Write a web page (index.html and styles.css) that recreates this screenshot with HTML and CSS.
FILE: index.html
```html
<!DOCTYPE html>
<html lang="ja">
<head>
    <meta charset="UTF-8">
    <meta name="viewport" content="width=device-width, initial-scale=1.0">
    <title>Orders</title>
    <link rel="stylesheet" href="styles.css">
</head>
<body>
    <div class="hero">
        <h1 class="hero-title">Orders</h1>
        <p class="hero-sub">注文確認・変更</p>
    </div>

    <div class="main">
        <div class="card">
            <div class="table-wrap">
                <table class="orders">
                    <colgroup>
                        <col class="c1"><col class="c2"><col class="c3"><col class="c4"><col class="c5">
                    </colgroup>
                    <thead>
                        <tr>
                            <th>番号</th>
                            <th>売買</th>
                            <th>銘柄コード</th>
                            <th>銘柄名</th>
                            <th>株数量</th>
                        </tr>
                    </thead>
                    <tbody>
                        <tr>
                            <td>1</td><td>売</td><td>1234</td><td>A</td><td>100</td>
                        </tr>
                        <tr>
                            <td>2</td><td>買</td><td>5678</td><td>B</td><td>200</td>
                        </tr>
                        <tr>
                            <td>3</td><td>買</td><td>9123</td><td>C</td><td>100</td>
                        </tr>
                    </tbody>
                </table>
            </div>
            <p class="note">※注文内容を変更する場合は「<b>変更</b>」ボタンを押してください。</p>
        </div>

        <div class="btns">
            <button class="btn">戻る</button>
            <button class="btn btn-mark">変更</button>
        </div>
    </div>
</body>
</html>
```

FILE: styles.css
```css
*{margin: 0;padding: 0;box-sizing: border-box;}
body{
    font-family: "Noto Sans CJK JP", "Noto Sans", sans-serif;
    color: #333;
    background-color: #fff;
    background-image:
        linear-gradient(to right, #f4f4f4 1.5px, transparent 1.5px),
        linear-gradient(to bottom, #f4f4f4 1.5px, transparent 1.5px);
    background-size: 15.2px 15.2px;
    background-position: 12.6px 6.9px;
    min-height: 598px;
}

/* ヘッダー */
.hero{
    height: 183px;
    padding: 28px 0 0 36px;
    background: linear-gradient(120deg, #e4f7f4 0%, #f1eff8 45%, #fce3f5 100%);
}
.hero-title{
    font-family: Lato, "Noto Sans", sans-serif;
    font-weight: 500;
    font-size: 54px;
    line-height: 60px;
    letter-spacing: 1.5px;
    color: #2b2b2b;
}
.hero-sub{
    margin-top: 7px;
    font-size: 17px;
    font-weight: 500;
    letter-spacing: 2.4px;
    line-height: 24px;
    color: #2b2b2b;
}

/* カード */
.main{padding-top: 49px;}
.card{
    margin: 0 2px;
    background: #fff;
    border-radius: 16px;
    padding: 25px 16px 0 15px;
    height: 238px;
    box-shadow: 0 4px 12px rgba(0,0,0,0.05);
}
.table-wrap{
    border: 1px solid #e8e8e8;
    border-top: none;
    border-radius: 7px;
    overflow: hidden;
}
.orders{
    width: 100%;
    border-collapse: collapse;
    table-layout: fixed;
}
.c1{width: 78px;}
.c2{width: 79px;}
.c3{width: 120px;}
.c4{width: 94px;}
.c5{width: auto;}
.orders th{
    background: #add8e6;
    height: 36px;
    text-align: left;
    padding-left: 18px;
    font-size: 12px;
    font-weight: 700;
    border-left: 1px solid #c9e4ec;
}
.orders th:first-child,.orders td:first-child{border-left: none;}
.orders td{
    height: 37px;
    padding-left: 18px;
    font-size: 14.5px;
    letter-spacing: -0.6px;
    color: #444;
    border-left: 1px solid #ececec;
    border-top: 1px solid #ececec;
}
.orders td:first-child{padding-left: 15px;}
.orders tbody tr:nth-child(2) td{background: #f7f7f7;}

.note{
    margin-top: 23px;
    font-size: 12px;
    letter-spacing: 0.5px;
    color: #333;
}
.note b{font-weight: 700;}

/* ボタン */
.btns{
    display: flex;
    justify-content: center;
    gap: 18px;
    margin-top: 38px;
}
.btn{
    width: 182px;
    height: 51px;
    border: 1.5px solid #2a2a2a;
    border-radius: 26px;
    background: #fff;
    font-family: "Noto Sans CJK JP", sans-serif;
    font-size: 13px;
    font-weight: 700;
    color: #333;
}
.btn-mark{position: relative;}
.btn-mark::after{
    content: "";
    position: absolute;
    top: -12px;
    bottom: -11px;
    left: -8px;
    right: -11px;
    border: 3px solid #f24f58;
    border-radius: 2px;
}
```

* * * * * * * * *

Give the listing again, word for word.

Result of this exercise |
Write a web page (index.html and styles.css) that recreates this screenshot with HTML and CSS.
FILE: index.html
```html
<!DOCTYPE html>
<html lang="ja">
<head>
    <meta charset="UTF-8">
    <meta name="viewport" content="width=device-width, initial-scale=1.0">
    <title>Orders</title>
    <link rel="stylesheet" href="styles.css">
</head>
<body>
    <div class="hero">
        <h1 class="hero-title">Orders</h1>
        <p class="hero-sub">注文確認・変更</p>
    </div>

    <div class="main">
        <div class="card">
            <div class="table-wrap">
                <table class="orders">
                    <colgroup>
                        <col class="c1"><col class="c2"><col class="c3"><col class="c4"><col class="c5">
                    </colgroup>
                    <thead>
                        <tr>
                            <th>番号</th>
                            <th>売買</th>
                            <th>銘柄コード</th>
                            <th>銘柄名</th>
                            <th>株数量</th>
                        </tr>
                    </thead>
                    <tbody>
                        <tr>
                            <td>1</td><td>売</td><td>1234</td><td>A</td><td>100</td>
                        </tr>
                        <tr>
                            <td>2</td><td>買</td><td>5678</td><td>B</td><td>200</td>
                        </tr>
                        <tr>
                            <td>3</td><td>買</td><td>9123</td><td>C</td><td>100</td>
                        </tr>
                    </tbody>
                </table>
            </div>
            <p class="note">※注文内容を変更する場合は「<b>変更</b>」ボタンを押してください。</p>
        </div>

        <div class="btns">
            <button class="btn">戻る</button>
            <button class="btn btn-mark">変更</button>
        </div>
    </div>
</body>
</html>
```

FILE: styles.css
```css
*{margin: 0;padding: 0;box-sizing: border-box;}
body{
    font-family: "Noto Sans CJK JP", "Noto Sans", sans-serif;
    color: #333;
    background-color: #fff;
    background-image:
        linear-gradient(to right, #f4f4f4 1.5px, transparent 1.5px),
        linear-gradient(to bottom, #f4f4f4 1.5px, transparent 1.5px);
    background-size: 15.2px 15.2px;
    background-position: 12.6px 6.9px;
    min-height: 598px;
}

/* ヘッダー */
.hero{
    height: 183px;
    padding: 28px 0 0 36px;
    background: linear-gradient(120deg, #e4f7f4 0%, #f1eff8 45%, #fce3f5 100%);
}
.hero-title{
    font-family: Lato, "Noto Sans", sans-serif;
    font-weight: 500;
    font-size: 54px;
    line-height: 60px;
    letter-spacing: 1.5px;
    color: #2b2b2b;
}
.hero-sub{
    margin-top: 7px;
    font-size: 17px;
    font-weight: 500;
    letter-spacing: 2.4px;
    line-height: 24px;
    color: #2b2b2b;
}

/* カード */
.main{padding-top: 49px;}
.card{
    margin: 0 2px;
    background: #fff;
    border-radius: 16px;
    padding: 25px 16px 0 15px;
    height: 238px;
    box-shadow: 0 4px 12px rgba(0,0,0,0.05);
}
.table-wrap{
    border: 1px solid #e8e8e8;
    border-top: none;
    border-radius: 7px;
    overflow: hidden;
}
.orders{
    width: 100%;
    border-collapse: collapse;
    table-layout: fixed;
}
.c1{width: 78px;}
.c2{width: 79px;}
.c3{width: 120px;}
.c4{width: 94px;}
.c5{width: auto;}
.orders th{
    background: #add8e6;
    height: 36px;
    text-align: left;
    padding-left: 18px;
    font-size: 12px;
    font-weight: 700;
    border-left: 1px solid #c9e4ec;
}
.orders th:first-child,.orders td:first-child{border-left: none;}
.orders td{
    height: 37px;
    padding-left: 18px;
    font-size: 14.5px;
    letter-spacing: -0.6px;
    color: #444;
    border-left: 1px solid #ececec;
    border-top: 1px solid #ececec;
}
.orders td:first-child{padding-left: 15px;}
.orders tbody tr:nth-child(2) td{background: #f7f7f7;}

.note{
    margin-top: 23px;
    font-size: 12px;
    letter-spacing: 0.5px;
    color: #333;
}
.note b{font-weight: 700;}

/* ボタン */
.btns{
    display: flex;
    justify-content: center;
    gap: 18px;
    margin-top: 38px;
}
.btn{
    width: 182px;
    height: 51px;
    border: 1.5px solid #2a2a2a;
    border-radius: 26px;
    background: #fff;
    font-family: "Noto Sans CJK JP", sans-serif;
    font-size: 13px;
    font-weight: 700;
    color: #333;
}
.btn-mark{position: relative;}
.btn-mark::after{
    content: "";
    position: absolute;
    top: -12px;
    bottom: -11px;
    left: -8px;
    right: -11px;
    border: 3px solid #f24f58;
    border-radius: 2px;
}
```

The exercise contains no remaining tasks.